Plunging through the historical documents should reveal to future Student Affairs practitioners what’s missing from those files, she cautioned.
“The archives tend to be institutional records, and the people who do the best of that is the institution – so, the administration. Sometimes what feels absent – the holes – are the student voices,” she added. “So, if you work with students and student organizations, think about encouraging them to share information with the archives to help preserve records of their presence and of their engagement.”

Wiles called the work “wonderful” and thanked the students for their assistance in knowing “more about what’s actually in my custody.”
“This project, I think, is really important. Having that historical perspective, particularly with everything that’s going on in higher education right now, is very essential,” Wiles said.
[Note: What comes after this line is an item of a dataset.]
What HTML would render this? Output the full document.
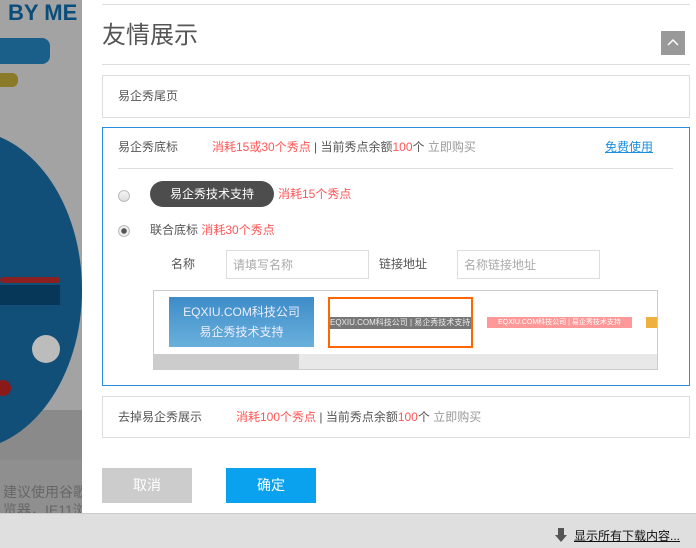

“As you can see from the topics of these posters, there are just a lot of analogies between what happened then and what is happening now,” he added. “The history is always present. The past is always with us. You helped uncover these things that would be otherwise completely forgotten or unnoticed indefinitely.”
Other students presenting projects were Samuel Addai, Kweku Aggrey, Lauren Duval, Lyla Hall, Moushumi Haque, Ann Marie Kamps, Sarah Lindell, Daniel Mrzena, Darius Murray, Makayla Roberts, Kyla Thompson, Roxy Valero and Caitlin Zimmerman.